The RJU spokesman, commenting on the rabbi’s offer, said the student group had rejected it as unacceptable, citing Talmudic sources that any Jew has the right to address a worship service on matters of Jewish concern. The RJU source added that legal advisers had been contacted who had agreed to be present at the scene in the event of police action and that members of the protesting group were prepared to be arrested. Rabbi Perilman said his stand was based on the belief that the pulpit was inviolable. He said no students or other laymen had ever spoken from the Temple Emanuel pulpit. He disclosed that when James Forman, a black activist, had announced he would appear at Temple Emanuel last May to demand contributions for a “reparations fund” from Christian and Jewish congregations for the sufferings of blacks in the United States, he had offered an identical proposal to Mr. Forman. The Jewish Defense League sent a number of its members, carrying clubs and chains to the synagogue on the date of Mr. Forman’s scheduled appearance but he did not appear. Rabbi Perilman denounced the JDL for its action.

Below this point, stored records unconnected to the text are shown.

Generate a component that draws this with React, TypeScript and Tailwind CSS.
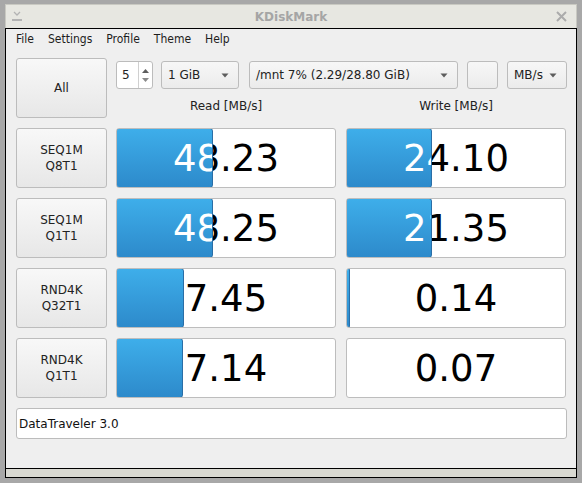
import React from "react"

interface Row {
  line1: string
  line2: string
  read: string
  readFill: number
  write: string
  writeFill: number
}

const rows: Row[] = [
  { line1: "SEQ1M", line2: "Q8T1", read: "48.23", readFill: 96, write: "24.10", writeFill: 85 },
  { line1: "SEQ1M", line2: "Q1T1", read: "48.25", readFill: 96, write: "21.35", writeFill: 85 },
  { line1: "RND4K", line2: "Q32T1", read: "7.45", readFill: 67, write: "0.14", writeFill: 3 },
  { line1: "RND4K", line2: "Q1T1", read: "7.14", readFill: 66, write: "0.07", writeFill: 0 },
]

function Arrow() {
  return (
    <svg width="8" height="5" viewBox="0 0 8 5">
      <path d="M0.5 0.5 L7.5 0.5 L4 4.5 Z" fill="#5d5d5d" />
    </svg>
  )
}

function Combo({ label, className }: { label: string; className: string }) {
  return (
    <div
      className={`h-[28px] flex items-center justify-between pl-[6px] pr-[9px] rounded-[3px] border border-[#bcbcbc] bg-gradient-to-b from-[#f7f7f7] to-[#ebebeb] text-[12px] text-[#222] ${className}`}
    >
      <span>{label}</span>
      <Arrow />
    </div>
  )
}

function Bar({ value, fill }: { value: string; fill: number }) {
  return (
    <div className="relative h-[60px] rounded-[3px] border border-[#bdbdbd] bg-white overflow-hidden">
      <div className="absolute inset-0 pt-[2px] flex items-center justify-center text-[37px] text-black">
        {value}
      </div>
      {fill > 0 && (
        <div
          className="absolute left-[-1px] top-[-1px] bottom-[-1px] overflow-hidden rounded-[3px] border border-[#2a6ea6] bg-gradient-to-b from-[#3eaeea] to-[#2d8acb]"
          style={{ width: fill + 1 }}
        >
          <div className="absolute left-0 top-0 bottom-0 w-[218px] pt-[2px] flex items-center justify-center text-[37px] text-white">
            {value}
          </div>
        </div>
      )}
    </div>
  )
}

export default function App() {
  return (
    <div className="w-[582px] h-[483px] bg-[#a8a8a8] pt-[4px] pl-[5px] font-['DejaVu_Sans',sans-serif] overflow-hidden">
      <div className="w-[572px] flex flex-col">
        {/* Title bar */}
        <div className="relative h-[24px] bg-[#e7e7e1] border border-b-0 border-[#c9c9c2] flex items-center justify-center">
          <div className="absolute left-[6px] top-[5px] flex flex-col items-center">
            <svg width="10" height="8" viewBox="0 0 10 8">
              <path d="M2 2 L5 5 L8 2" fill="none" stroke="#b3b3b3" strokeWidth="1.3" />
            </svg>
            <div className="w-[10px] h-[2px] bg-[#b3b3b3] mt-[1px]" />
          </div>
          <span className="text-[12px] font-bold text-[#a5a5a5]">KDiskMark</span>
          <svg className="absolute right-[9px] top-[6px]" width="11" height="11" viewBox="0 0 11 11">
            <path d="M1 1 L10 10 M10 1 L1 10" stroke="#ababab" strokeWidth="2" />
          </svg>
        </div>

        {/* Window body */}
        <div className="h-[450px] border border-black bg-[#efefef] flex flex-col">
          {/* Menu */}
          <div className="h-[19px] flex items-center gap-[14px] pl-[10px] pt-[1px] text-[12px] text-[#1d1d1d] font-['DejaVu_Sans_Condensed','DejaVu_Sans',sans-serif] [font-stretch:condensed]">
            <span>File</span>
            <span>Settings</span>
            <span>Profile</span>
            <span>Theme</span>
            <span>Help</span>
          </div>

          {/* Content */}
          <div className="h-[420px] pt-[10px] pl-[10px] flex flex-col gap-[10px]">
            <div className="flex gap-[9px] h-[60px]">
              <div className="w-[91px] h-[60px] rounded-[3px] border border-[#bcbcbc] bg-gradient-to-b from-[#f8f8f8] to-[#e7e7e7] flex items-center justify-center text-[12px] text-[#222]">
                All
              </div>
              <div className="w-[451px] flex flex-col">
                <div className="mt-[3px] flex">
                  <div className="w-[37px] h-[28px] rounded-[3px] border border-[#bcbcbc] bg-white flex text-[12px] text-[#222]">
                    <div className="w-[21px] flex items-center pl-[5px]">5</div>
                    <div className="flex-1 border-l border-[#d0d0d0] flex flex-col items-center justify-center gap-[5px]">
                      <svg width="7" height="4" viewBox="0 0 7 4">
                        <path d="M0 4 L3.5 0 L7 4 Z" fill="#5d5d5d" />
                      </svg>
                      <svg width="7" height="4" viewBox="0 0 7 4">
                        <path d="M0 0 L3.5 4 L7 0 Z" fill="#8a8a8a" />
                      </svg>
                    </div>
                  </div>
                  <Combo label="1 GiB" className="w-[78px] ml-[8px]" />
                  <Combo label="/mnt 7% (2.29/28.80 GiB)" className="w-[209px] ml-[10px]" />
                  <div className="w-[31px] h-[28px] ml-[9px] rounded-[3px] border border-[#bcbcbc] bg-gradient-to-b from-[#f7f7f7] to-[#ebebeb]" />
                  <Combo label="MB/s" className="w-[60px] ml-[9px]" />
                </div>
                <div className="flex-1 flex items-end pb-[3px] gap-[10px] text-[12px] text-[#222]">
                  <div className="w-[220px] text-center">Read [MB/s]</div>
                  <div className="w-[220px] text-center">Write [MB/s]</div>
                </div>
              </div>
            </div>

            {rows.map((r, i) => (
              <div key={i} className="flex h-[60px]">
                <div className="w-[91px] h-[60px] rounded-[3px] border border-[#bcbcbc] bg-gradient-to-b from-[#f8f8f8] to-[#e7e7e7] flex flex-col items-center justify-center text-[12px] leading-[16px] text-[#222]">
                  <span>{r.line1}</span>
                  <span>{r.line2}</span>
                </div>
                <div className="w-[220px] ml-[9px]">
                  <Bar value={r.read} fill={r.readFill} />
                </div>
                <div className="w-[220px] ml-[10px]">
                  <Bar value={r.write} fill={r.writeFill} />
                </div>
              </div>
            ))}

            <div className="w-[551px] h-[31px] rounded-[3px] border border-[#bcbcbc] bg-white flex items-center pl-[2px] text-[12px] text-[#111]">
              DataTraveler 3.0
            </div>
          </div>

          {/* Status bar */}
          <div className="h-[9px] border-t border-black bg-[#d9d9d2]" />
        </div>
      </div>
    </div>
  )
}
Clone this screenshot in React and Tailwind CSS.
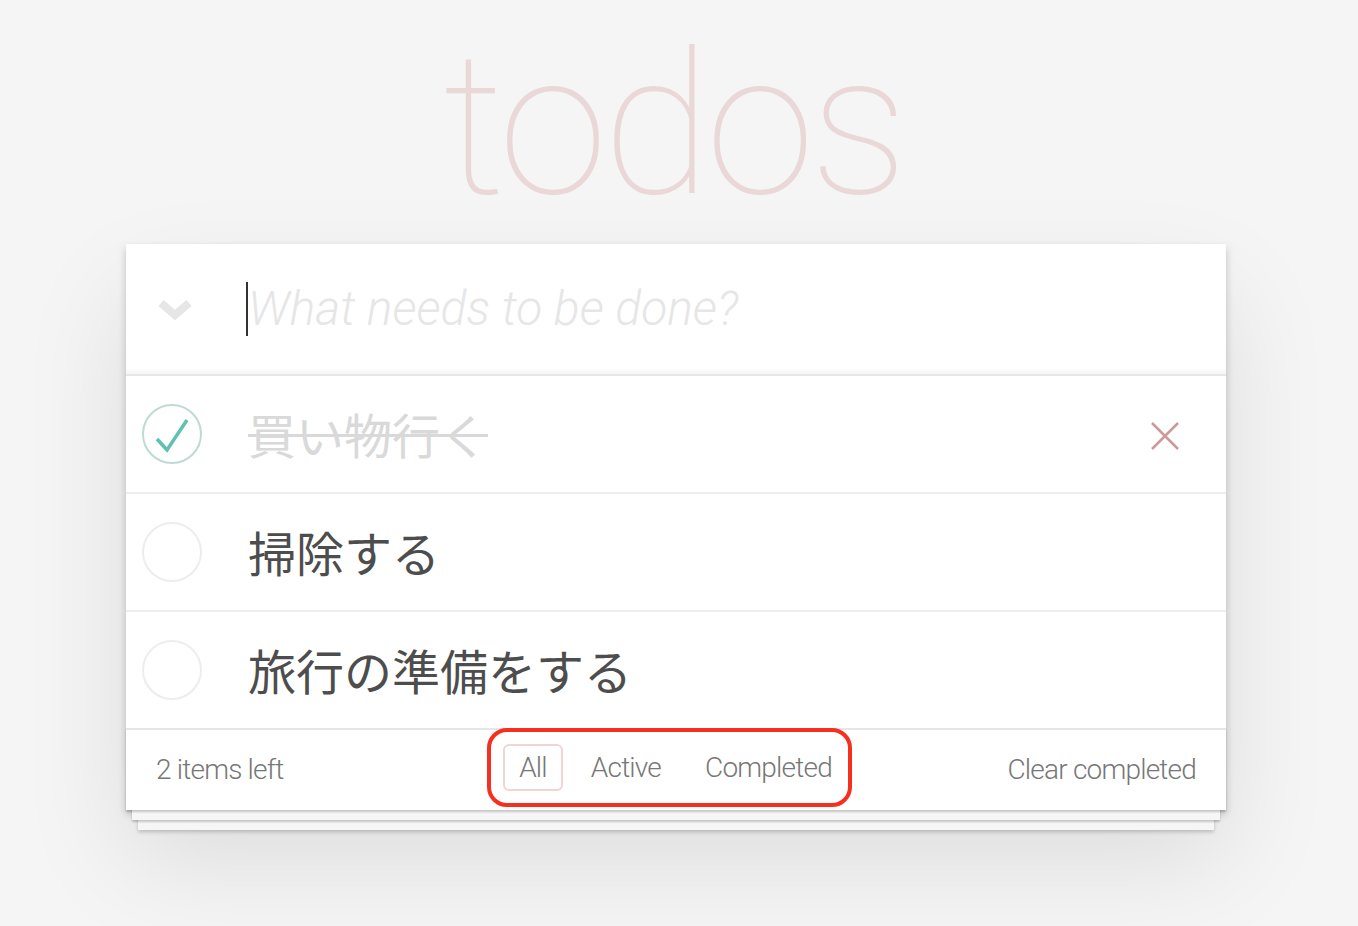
import React from 'react'

const todos = [
  { id: 1, title: '買い物行く', completed: true },
  { id: 2, title: '掃除する', completed: false },
  { id: 3, title: '旅行の準備をする', completed: false },
]

const Toggle = ({ checked }) => (
  <svg width="60" height="60" viewBox="0 0 60 60" className="shrink-0">
    <circle cx="30" cy="30" r="29" fill="none" stroke={checked ? '#bddad5' : '#ededed'} strokeWidth="2" />
    {checked && (
      <polyline points="15,35 25,46 45,16" fill="none" stroke="#5dc2af" strokeWidth="3.5" />
    )}
  </svg>
)

const App = () => {
  return (
    <div className="min-h-screen bg-[#f5f5f5] pt-[26px] font-['Roboto','Noto_Sans_CJK_JP',sans-serif]">
      <div className="w-[1100px] ml-[126px]">

        {/* Title */}
        <h1 className="text-center text-[198px] leading-none font-thin tracking-[-5px] text-[rgba(175,47,47,0.15)] mb-[20px] pr-[6px]">
          todos
        </h1>

        <section className="bg-white shadow-[0_4px_8px_0_rgba(0,0,0,0.2),0_50px_100px_0_rgba(0,0,0,0.1)]">

          {/* New todo */}
          <div className="flex items-center h-[130px] shadow-[inset_0_-4px_2px_rgba(0,0,0,0.03)]">
            <div className="w-[120px] pl-[32px] pt-[4px]">
              <svg width="34" height="24" viewBox="0 0 34 24">
                <polyline points="3,4 17,16 31,4" fill="none" stroke="#e6e6e6" strokeWidth="8" />
              </svg>
            </div>
            <div className="flex items-center h-[54px]">
              <span className="w-[2px] h-[54px] bg-[#333]"></span>
              <span className="text-[48px] italic font-light text-[#e6e6e6] leading-none">What needs to be done?</span>
            </div>
          </div>

          {/* List */}
          <ul className="border-t-2 border-[#e6e6e6]">
            {todos.map((todo, i) => (
              <li
                key={todo.id}
                className={
                  i < todos.length - 1
                    ? 'flex items-center h-[118px] pl-[16px] pr-[46px] border-b-2 border-[#ededed]'
                    : 'flex items-center h-[116px] pl-[16px] pr-[46px]'
                }
              >
                <Toggle checked={todo.completed} />
                <span
                  className={`ml-[46px] flex-1 text-[48px] leading-[1.2] font-['Noto_Sans_CJK_JP',sans-serif] ${
                    todo.completed ? 'text-[#d9d9d9] line-through decoration-[3px]' : 'text-[#4d4d4d]'
                  }`}
                >
                  {todo.title}
                </span>
                {todo.completed && (
                  <svg width="30" height="30" viewBox="0 0 30 30" className="mt-[4px]">
                    <path d="M2 2 L28 28 M28 2 L2 28" stroke="#cc9a9a" strokeWidth="2.5" />
                  </svg>
                )}
              </li>
            ))}
          </ul>

          {/* Footer */}
          <footer className="flex items-center h-[82px] px-[30px] border-t-2 border-[#e6e6e6] text-[28px] font-light tracking-[-0.8px] text-[#777] shadow-[0_2px_2px_rgba(0,0,0,0.2),0_16px_0_-6px_#f6f6f6,0_18px_2px_-6px_rgba(0,0,0,0.2),0_32px_0_-12px_#f6f6f6,0_34px_4px_-12px_rgba(0,0,0,0.2)]">
            <span className="flex-1">2 items left</span>
            <ul className="flex items-center border-4 border-[#f5301e] rounded-[20px] pl-[6px] py-[6px] mr-[13px] -mt-[6px]">
              <li className="m-[6px]">
                <span className="block px-[14px] py-[4px] leading-[35px] border-2 border-[rgba(175,47,47,0.2)] rounded-[6px]">All</span>
              </li>
              <li className="m-[6px]">
                <span className="block px-[14px] py-[4px] leading-[35px] border-2 border-transparent">Active</span>
              </li>
              <li className="my-[6px] ml-[6px]">
                <span className="block px-[14px] py-[4px] leading-[35px] border-2 border-transparent">Completed</span>
              </li>
            </ul>
            <span className="flex-1 text-right">Clear completed</span>
          </footer>

        </section>
      </div>
    </div>
  )
}

export default App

In the initial approach to Temple Emanuel, the RJU asked for the opportunity to speak during the services to present three “demands.” These were that the congregation sponsor an advertisement in a large New York City newspaper condemning United States participation in the Vietnam war and demanding immediate withdrawal of all American forces; that the congregation provide space and facilities for anti-war organizers; and that the congregation affirm support of the Jewish student movement to end the war. According to the RJU spokesman the proposals were conveyed in both correspondence and by telephone to Rabbi Perilman and other synagogue officials. The RJU spokesman said the proposals were rejected by Rabbi Perilman. The RJU spokesman said that about 100 students, faculty members, rabbinical students at the Jewish Theological Seminary and “sympathetic rabbis” in the area would join in the effort to present the demands to the congregation.